Cruel Optimism and the Wind

If you are just a little bit like many who I’ve spoken with over the last few weeks, you might be still a bit exhausted, overwhelmed and or frustrated by the ongoing uncertainty and changes. Our current environment is putting a lot of stress on all of us. Everyone responds differently. Some manage quite well. Others not so great.

You might be a victim of “Cruel Optimism” – without realising it.

Bestselling author Johann Hari has written another thought-provoking book on human health and wellbeing. It’s title “Stolen Focus: Why you can’t pay attention” sounded very promising to me when I had trouble concentrating a couple of weeks ago. Same as many others, our family was impacted by a variety of Covid-related events. The book has given me a few new perspectives on how to deal with stress.

The basic idea of the book is very much aligned with my book “Naturally Successful”. I believe you can only be sustainably successful if you holistically manage all levels of self, other people and the surrounding systems well. There needs to be an everchanging balance and everything is interconnected.

“Stolen Focus” makes us aware that individual solutions to deep, societal problems won’t cut it.

Stress doesn’t just come from a failure to be mindful and calm. It’s also caused by many systemic causes that then will need to be improved on with what Zen-Master Thich Nhat Hanh called “engaged Buddhism”. Meditation and mindful living help but we also need activism for system changes.
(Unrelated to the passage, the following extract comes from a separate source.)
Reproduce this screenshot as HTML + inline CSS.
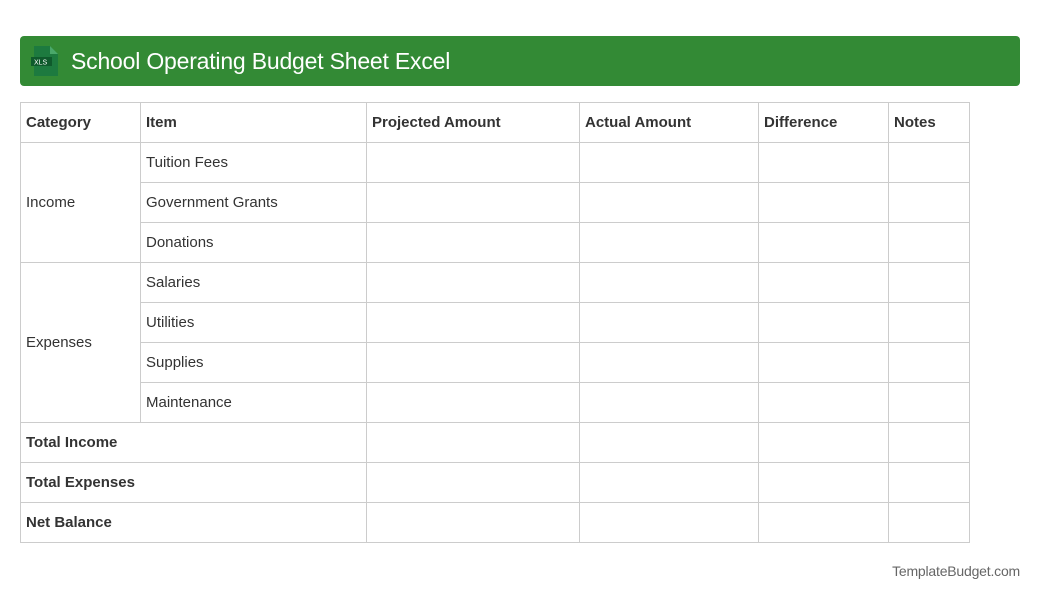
<!DOCTYPE html>
<html><head><style>
body{margin:0;background:#fff;font-family:"Liberation Sans",Arial,sans-serif;}
.hdr{position:absolute;left:20px;top:36px;width:1000px;height:50px;background:#338a35;border-radius:4px;}
.hdr .t{position:absolute;left:51px;top:12px;color:#fff;font-size:23px;letter-spacing:-0.2px;}
table{position:absolute;left:20px;top:102px;border-collapse:collapse;table-layout:fixed;}
td{border:1px solid #ccc;height:39px;padding:0 0 0 5px;font-size:15px;color:#333;}
.b{font-weight:bold;}
.foot{position:absolute;right:20px;top:563px;font-size:14px;color:#666;letter-spacing:-0.2px;}
</style></head><body>
<div class="hdr">
<svg style="position:absolute;left:11px;top:10px" width="30" height="30" viewBox="0 0 30 30">
<path d="M3 0H19L27 8V30H3Z" fill="#1d7a3f"/><path d="M19 0V8H27Z" fill="#4aa86a"/>
<rect x="0" y="11" width="21" height="9" fill="#0f5a2c"/>
<text x="3" y="18.5" font-size="7" fill="#fff" font-family="Liberation Sans">XLS</text>
</svg>
<div class="t">School Operating Budget Sheet Excel</div></div>
<table>
<colgroup><col style="width:120px"><col style="width:226px"><col style="width:213px"><col style="width:179px"><col style="width:130px"><col style="width:81px"></colgroup>
<tr><td class="b">Category</td><td class="b">Item</td><td class="b">Projected Amount</td><td class="b">Actual Amount</td><td class="b">Difference</td><td class="b">Notes</td></tr>
<tr><td rowspan="3">Income</td><td>Tuition Fees</td><td></td><td></td><td></td><td></td></tr>
<tr><td>Government Grants</td><td></td><td></td><td></td><td></td></tr>
<tr><td>Donations</td><td></td><td></td><td></td><td></td></tr>
<tr><td rowspan="4">Expenses</td><td>Salaries</td><td></td><td></td><td></td><td></td></tr>
<tr><td>Utilities</td><td></td><td></td><td></td><td></td></tr>
<tr><td>Supplies</td><td></td><td></td><td></td><td></td></tr>
<tr><td>Maintenance</td><td></td><td></td><td></td><td></td></tr>
<tr><td colspan="2" class="b">Total Income</td><td></td><td></td><td></td><td></td></tr>
<tr><td colspan="2" class="b">Total Expenses</td><td></td><td></td><td></td><td></td></tr>
<tr><td colspan="2" class="b">Net Balance</td><td></td><td></td><td></td><td></td></tr>
</table>
<div class="foot">TemplateBudget.com</div>
</body></html>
Johann Hari writes that “(…) ’Cruel Optimism’ is a concept of taking a really big problem with deep causes in our culture – like depression, obesity or addiction – and you offer people, in upbeat language, a simplistic individual solution. It sounds optimistic because you are telling them the problem can be solved, and soon - but it is, in fact cruel, because the solution you are offering is so limited, and so blind to the deeper causes, that for most people, it will fail. (…)”

And then we might feel, we didn’t have enough will power or discipline to change our unhelpful habits where in fact, external forces were making it nearly impossible to change.

This is exhausting and we need to be more aware of it.

A few years ago, I participated in a 10-days Nature Vision Quest on Flinders Island near Tasmania. It’s very windy on the island and when I pitched my tent for the first night in the dunes, I fully underestimated the forces of the wind coming from the beach. It nearly blew my tent away and I had a very unpleasant first night. The wind didn’t change the next morning and I decided to move my tent – as best as possible out of the wind. It worked and the next 6 days were a lot more calm and less stressful.

If you are unhappy with your current job or other areas of life and feeling more and more exhausted, it might be beneficial to pause, take stock and honestly look at what is really causing your stress and exhaustion. For some challenges, it might be helpful to work on your individual habits and resilience. In some cases, you will have to change your environment. The system around you might not change fast enough for you to recover enough from your exhaustion to show up as your best self again.

Think of it like the wind – sometimes you have to bunker down and wait until it’s calm again and sometimes, it makes sense to pitch your tent somewhere else until the storm has passed. The wind is not your fault and you can’t change it. You need to be aware of how it’s impacting you.

Individual resilience is good as a solid base. Community resilience is great support. Engaged activism to change a system that constantly challenges your resilience is a necessity.

To be naturally successful as society, organisations and individuals, we need it all.